The Department of Ecology has issued three violations to Electron Hydro over this incident: failure to implement best management practices, failure to implement water quality monitoring, and failure to set up spill containment around fueling stations.
The environmental attorney for the Puyallup Tribe, Lisa Anderson, told The News Tribune it’s not possible to remove all the turf pellets.
“Our priority is to get that turf out from the river and all the pellets out of the river, but that will not happen,” Anderson said. “These are teeny-tiny pellets that could be in Commencement Bay by now.”
Anderson said any water engineer should know better.
“Who does that? It’s not normal,” she said. “I can’t even imagine any of our guys even thinking that was possible.”
Pierce County and the U.S. Army Corps of Engineers issued stop-work orders in early August.
Neither agency has lifted their order. Fischer is eager to get the site cleaned up and the project completed.

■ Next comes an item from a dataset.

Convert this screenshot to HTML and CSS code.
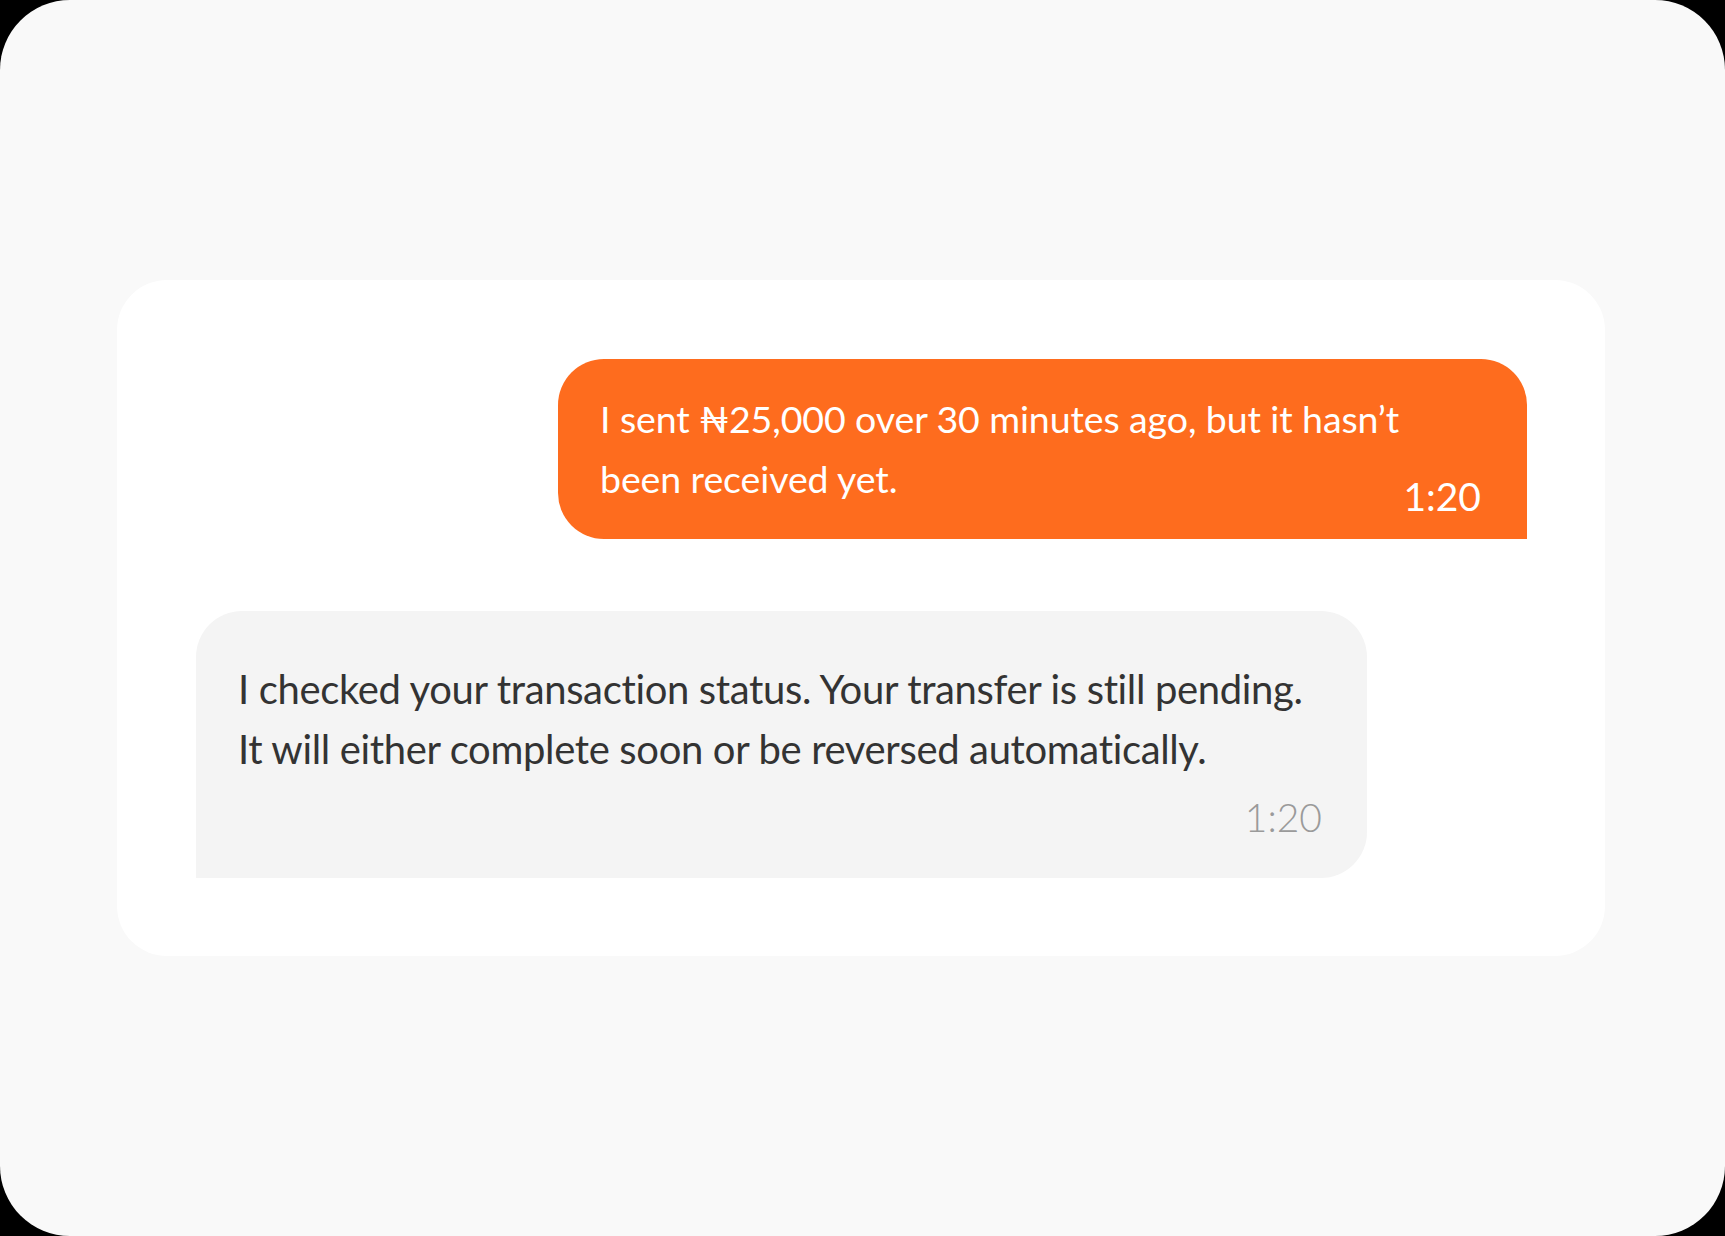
FILE: index.html
```html
<!DOCTYPE html>
<html lang="en">
<head>
<meta charset="utf-8">
<title>Chat</title>
<link rel="stylesheet" href="styles.css">
</head>
<body>
<div class="frame">
  <div class="card">
    <div class="bubble bubble-out">
      <p class="msg">I sent ₦25,000 over 30 minutes ago, but it hasn’t been received yet.</p>
      <span class="time">1:20</span>
    </div>
    <div class="bubble bubble-in">
      <p class="msg">I checked your transaction status. Your transfer is still pending. It will either complete soon or be reversed automatically.</p>
      <span class="time">1:20</span>
    </div>
  </div>
</div>
</body>
</html>
```
FILE: styles.css
```css
html, body {
  margin: 0;
  padding: 0;
  background: #000;
}
body {
  width: 1725px;
  height: 1236px;
  font-family: "Lato", "Liberation Sans", sans-serif;
}
.frame {
  width: 1725px;
  height: 1236px;
  background: #f9f9f9;
  border-radius: 70px;
  display: flex;
  align-items: center;
  justify-content: center;
  box-sizing: border-box;
  padding-right: 3px;
}
.card {
  width: 1488px;
  height: 676px;
  box-sizing: border-box;
  background: #ffffff;
  border-radius: 50px;
  padding: 79px 78px 78px 79px;
  display: flex;
  flex-direction: column;
  gap: 72px;
}
.bubble {
  box-sizing: border-box;
  padding: 0 42px;
}
.msg {
  margin: 0;
}
.bubble-out {
  align-self: flex-end;
  width: 969px;
  height: 180px;
  background: #fe6c1e;
  color: #fff;
  border-radius: 46px 46px 0 46px;
  display: flex;
  align-items: flex-end;
  justify-content: space-between;
  gap: 0;
  padding-top: 30px;
  padding-right: 46px;
}
.bubble-out .msg {
  flex: 1;
  font-size: 37.5px;
  line-height: 60px;
  align-self: flex-start;
  font-weight: 400;
  letter-spacing: -0.1px;
}
.bubble-out .time {
  font-size: 39px;
  line-height: 60px;
  margin-bottom: 13px;
  font-weight: 400;
}
.bubble-in {
  align-self: flex-start;
  width: 1171px;
  height: 267px;
  background: #f4f4f4;
  color: #333333;
  border-radius: 46px 46px 46px 0;
  display: flex;
  flex-direction: column;
  padding-top: 48px;
  padding-right: 45px;
}
.bubble-in .msg {
  font-size: 40px;
  line-height: 60px;
  letter-spacing: -0.35px;
}
.bubble-in .time {
  align-self: flex-end;
  font-size: 39px;
  line-height: 60px;
  color: #9a9a9a;
  margin-top: 8px;
  font-weight: 300;
}
```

The project is part of a larger plan to increase fish populations of chinook salmon, steelhead trout and bull trout in the Puyallup River. Electron Hydro began a sediment and fish exclusion project in 2018 that would prevent either from entering the wooden flume. The flume directs water downhill to a powerhouse that provides renewable energy.
Electron Hydro was one of the first hydro power plants in the country. Fischer said the dam should be thought of as a piece of Pierce County history.